Hormis la fierté, il est communément admis que l’intérêt majeur d’une collection de musée ou de bibliothèque est l’éducation. Cela englobe un large éventail d’activités, depuis les premières visites des élèves d’écoles primaires jusqu’aux recherches de doctorat ; chaque institution ayant vocation à constituer une collection doit définir son propre rôle dans la satisfaction des besoins des étudiants. La plupart des musées s’efforcent de couvrir l’ensemble des domaines éducatifs, mais la spécialisation est inévitable. La BNF met l’accent sur la recherche de haut niveau, Anne-Marie Sauvage imaginant de futurs chercheurs découvrant la valeur d’acquisitions encore méconnues. De son côté, au Design Museum, Deyan Sudjic cherche à collecter des œuvres déjà renommées – les archives des dessins de Margaret Calvert pour le système de signalisation du réseau routier anglais, par exemple – afin de rendre le design plus accessible.

L’énoncé de la mission du MoMA souligne sa vocation initiale d’« établissement éducatif », centrée sur la volonté « d’encourager à toujours approfondir la compréhension et le plaisir », formule qui dénote l’importance accordée à l’apprentissage comme un bienfait en soi. Cependant, l’éducation est souvent justifiée en d’autres termes et – notamment à notre époque dominée par des considérations d’ordre financier – les références aux avantages économiques sont légion. Si l’on considère la dimension éducative d’une collection de design, ces avantages peuvent se présenter sous différentes formes : une collection peut avoir un intérêt pour les professionnels comme source d’inspiration et de référence permettant de favoriser le succès commercial.

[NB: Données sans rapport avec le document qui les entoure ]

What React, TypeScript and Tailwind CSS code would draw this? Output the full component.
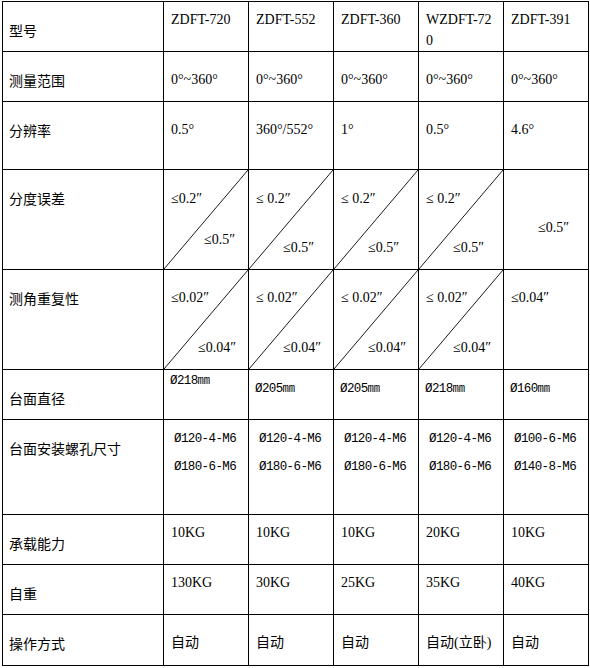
import React from "react";

const L =
  "bg-white pl-[6px] pt-[18px] text-[14px] leading-[20px] font-['Noto_Sans_CJK_SC',sans-serif] text-black";
const D =
  "bg-white pl-[7px] pr-[7px] text-[14px] leading-[20px] font-['Liberation_Serif','Noto_Sans_CJK_SC',serif] text-black break-all";
const M =
  "bg-white text-[12.5px] tracking-[-0.6px] leading-[20px] font-['Liberation_Mono','Noto_Sans_CJK_SC',monospace] text-black whitespace-nowrap";

function Slash() {
  return (
    <svg
      className="absolute inset-0 w-full h-full overflow-visible pointer-events-none"
      preserveAspectRatio="none"
    >
      <line x1="0" y1="100%" x2="100%" y2="0" stroke="#000" strokeWidth="0.9" />
    </svg>
  );
}

function Diag({
  first,
  second,
  secondCls,
  firstCls,
}: {
  first: string;
  second: string;
  firstCls: string;
  secondCls: string;
}) {
  return (
    <div className={D + " relative"}>
      <Slash />
      <div className={firstCls}>{first}</div>
      <div className={secondCls}>{second}</div>
    </div>
  );
}

export default function App() {
  const models = ["ZDFT-720", "ZDFT-552", "ZDFT-360", "WZDFT-720", "ZDFT-391"];
  const range = ["0°~360°", "0°~360°", "0°~360°", "0°~360°", "0°~360°"];
  const res = ["0.5°", "360°/552°", "1°", "0.5°", "4.6°"];
  const load = ["10KG", "10KG", "10KG", "20KG", "10KG"];
  const weight = ["130KG", "30KG", "25KG", "35KG", "40KG"];
  const op = ["自动", "自动", "自动", "自动(立卧)", "自动"];
  const holes = [
    ["Ø120-4-M6", "Ø180-6-M6"],
    ["Ø120-4-M6", "Ø180-6-M6"],
    ["Ø120-4-M6", "Ø180-6-M6"],
    ["Ø120-4-M6", "Ø180-6-M6"],
    ["Ø100-6-M6", "Ø140-8-M6"],
  ];

  return (
    <div className="bg-white w-[590px] h-[668px] pt-[1px] pl-[2px]">
      <div className="w-fit bg-black p-px grid gap-px grid-cols-[160px_84px_84px_84px_84px_84px] grid-rows-[49px_49px_67px_99px_99px_49px_94px_49px_49px_50px]">
        {/* Row 1 */}
        <div className={L}>型号</div>
        {models.map((m, i) => (
          <div key={"m" + i} className={D + " pt-[6.5px] leading-[21px]"}>
            {m}
          </div>
        ))}

        {/* Row 2 */}
        <div className={L}>测量范围</div>
        {range.map((m, i) => (
          <div key={"r" + i} className={D + " pt-[17.5px]"}>
            {m}
          </div>
        ))}

        {/* Row 3 */}
        <div className={L}>分辨率</div>
        {res.map((m, i) => (
          <div key={"s" + i} className={D + " pt-[18px]"}>
            {m}
          </div>
        ))}

        {/* Row 4 */}
        <div className={L}>分度误差</div>
        <Diag
          first="≤0.2″"
          second="≤0.5″"
          firstCls="relative pt-[18.5px]"
          secondCls="relative pl-[33px] mt-[21.5px]"
        />
        <Diag
          first="≤ 0.2″"
          second="≤0.5″"
          firstCls="relative pt-[18.5px]"
          secondCls="relative pl-[27px] mt-[29.5px]"
        />
        <Diag
          first="≤ 0.2″"
          second="≤0.5″"
          firstCls="relative pt-[18.5px]"
          secondCls="relative pl-[27px] mt-[29.5px]"
        />
        <Diag
          first="≤ 0.2″"
          second="≤0.5″"
          firstCls="relative pt-[18.5px]"
          secondCls="relative pl-[27px] mt-[29.5px]"
        />
        <div className={D + " pl-[34px] pt-[47.5px]"}>≤0.5″</div>

        {/* Row 5 */}
        <div className={L}>测角重复性</div>
        <Diag
          first="≤0.02″"
          second="≤0.04″"
          firstCls="relative pt-[17.5px]"
          secondCls="relative pl-[27px] mt-[30px]"
        />
        <Diag
          first="≤ 0.02″"
          second="≤0.04″"
          firstCls="relative pt-[17.5px]"
          secondCls="relative pl-[27px] mt-[30px]"
        />
        <Diag
          first="≤ 0.02″"
          second="≤0.04″"
          firstCls="relative pt-[17.5px]"
          secondCls="relative pl-[27px] mt-[30px]"
        />
        <Diag
          first="≤ 0.02″"
          second="≤0.04″"
          firstCls="relative pt-[17.5px]"
          secondCls="relative pl-[27px] mt-[30px]"
        />
        <div className={D + " pt-[17.5px]"}>≤0.04″</div>

        {/* Row 6 */}
        <div className={L}>台面直径</div>
        <div className={M + " pl-[6px] pt-[1px]"}>Ø218㎜</div>
        <div className={M + " pl-[6px] pt-[9px]"}>Ø205㎜</div>
        <div className={M + " pl-[6px] pt-[9px]"}>Ø205㎜</div>
        <div className={M + " pl-[6px] pt-[9px]"}>Ø218㎜</div>
        <div className={M + " pl-[6px] pt-[9px]"}>Ø160㎜</div>

        {/* Row 7 */}
        <div className={L}>台面安装螺孔尺寸</div>
        {holes.map((h, i) => (
          <div key={"h" + i} className={M + " pl-[10px] pt-[9px] flex flex-col gap-[8px]"}>
            <div>{h[0]}</div>
            <div>{h[1]}</div>
          </div>
        ))}

        {/* Row 8 */}
        <div className={L}>承载能力</div>
        {load.map((m, i) => (
          <div key={"l" + i} className={D + " pt-[8px]"}>
            {m}
          </div>
        ))}

        {/* Row 9 */}
        <div className={L}>自重</div>
        {weight.map((m, i) => (
          <div key={"w" + i} className={D + " pt-[8px]"}>
            {m}
          </div>
        ))}

        {/* Row 10 */}
        <div className={L}>操作方式</div>
        {op.map((m, i) => (
          <div key={"o" + i} className={D + " pt-[18px] whitespace-nowrap"}>
            {m}
          </div>
        ))}
      </div>
    </div>
  );
}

Ou bien, du point de vue du consommateur, la découverte des objets présentés peut inciter à des achats éclairés. Le MoMA possède une expérience de longue date dans ce domaine, avec l’organisation de manifestations telles que l’exposition itinérante de 1938, intitulée « Objets utiles à moins de cinq dollars », qui regroupait une centaine d’articles ménagers choisis en fonction de leur design moderne et de qualité ainsi que de leur présence dans les magasins de détail.

Les collections de design du MoMA gérées par Paola Antonelli sont regroupées avec l’architecture dans un même département, formant ainsi une seule et même entité qui comprend films, photographies, dessins, art performatif et médias, ouvrages imprimés et illustrés, peintures et sculptures. Cette ambition de singularité ne peut, toutefois, occulter les hiérarchies et les différents modes de pensée qui ont cours au sein de plusieurs départements. « Les films et le design, indique Paola Antonelli, ont toujours été associés au sein du MoMA comme les parents pauvres, ceux qui entretiennent des liens avec la culture populaire. Mais, à mes yeux, ils représentent vraiment les disciplines reines. » Il serait bien surprenant que le MoMA participe aujourd’hui à un événement incitant directement à la consommation tel que l’exposition des objets à moins de cinq dollars, mais il semble pourtant que ses collections de design nécessitent une justification d’ordre social, ce qui n’est pas le cas des collections d’œuvres d’art.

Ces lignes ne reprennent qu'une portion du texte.